Relations with Other Churches

The Orthodox church has always seen itself as the organic continuation of the original apostolic community and as holding a faith fully consistent with the apostolic message. Orthodox Christians have, however, adopted different attitudes through the centuries toward other churches and denominations. In areas of confrontation, such as the Greek islands in the 17th century, or the Ukraine during the same period, defensive Orthodox authorities, reacting against active proselytism by Westerners, declared Western sacraments invalid and demanded rebaptism of converts from the Roman or Protestant communities. The same rigid attitude prevails, even today, in some circles in Greece. Nevertheless, the mainstream of Orthodox thought has adopted a positive attitude toward the modern ecumenical movement. Always rejecting doctrinal relativism and affirming that the goal of ecumenism is the full unity of the faith, Orthodox churches have been members of the World Council of Churches since 1948. They generally recognize that, before the establishment of full unity, a theological dialogue leading in that direction is necessary and that divided Christian communities can cooperate and provide each other with mutual help and experience, even if sacramental intercommunion, requiring unity in faith, appears to be distant.

The Protestant majority in the World Council of Churches has occasionally made Orthodox participation in that body awkward, and the ecumenical attitude adopted during the reign of Pope John XXIII by the Roman Catholic church (which does not belong to the council) has been welcomed by Orthodox officials and has led to new and friendlier relations between the churches. Orthodox observers were present at the sessions of the Second Vatican Council (1962-65), and several meetings took place between popes Paul VI and John Paul II on the one side, and patriarchs Athenagoras and Demetrios on the other. In another symbolic gesture, the mutual anathemas of 1054 were lifted (1965) by both sides. The two churches have established a joint commission for dialogue between them. Representatives met on at least 11 occasions between 1966 and 1981 to discuss differences in doctrine and practice. The claim to authority and infallibility made by the pope is generally seen as the primary obstacle to full reconciliation.

Rev. John Meyendorff


The Orthodox Tradition

Advanced Information

The Orthodox Tradition is the theological tradition, generally associated with the national churches of the eastern Mediterranean and eastern Europe and principally with the Ecumenical Patriarchate of Constantinople, whose distinguishing characteristic consists in preservation of the integrity of the doctrines taught by the fathers of the seven ecumenical councils of the fourth through eighth centuries. Through medieval times the churches of the Orthodox tradition were mainly Greek - speaking; in modern times they have been predominantly Slavic.
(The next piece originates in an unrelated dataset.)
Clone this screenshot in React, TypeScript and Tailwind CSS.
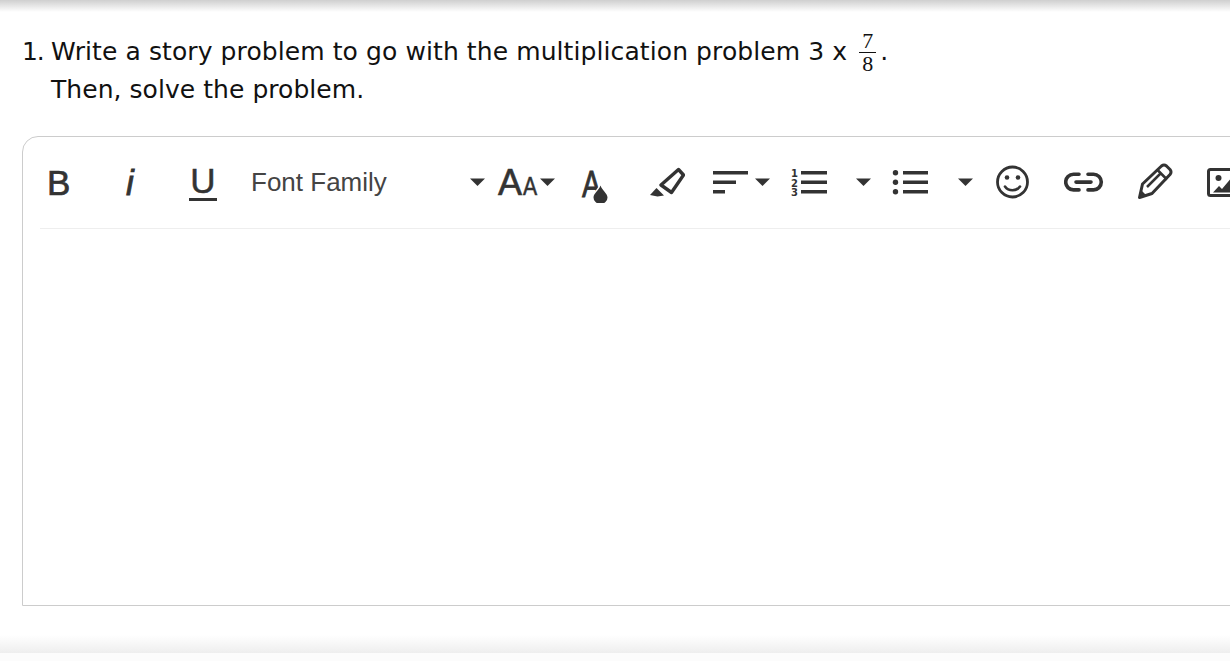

Nature of Orthodox Theology

The first two councils, Nicaea I (325) and Constantinople I (381), laid the foundation of Orthodox theology by adoption of the statement known commonly as the Nicene Creed. This formula established the primary principle of Trinitarianism, declaring the substantial equality of God the Son with God the Father, specifically in refutation of Arianism.

The third council, Ephesus (431), rejected Nestorianism by affirming that in Christ divinity and humanity united in a single person, the Word made flesh. In its primary thrust this affirmation set the premise of Orthodox Christology; it also set the premise for the development of doctrine concerning Mary. In that the Christ was God incarnate, the Virgin was "Mother of God" (Theotokos, "god - bearer"); she was not simply mother of an ordinary human. In consequence of this declaration Orthodoxy expressed high regard for Mary, positing her perpetual virginity and sinless life while remaining skeptical of the later Catholic dogmas of the immaculate conception and assumption.

The next three councils, Chalcedon (451), Constantinople II (553), and Constantinople III (680), confronted the heresy of monophysitism in its evolving forms, further defining for Orthodoxy its Christology, which states that in the one person of Christ there are two entire natures, the human and divine, including two wills.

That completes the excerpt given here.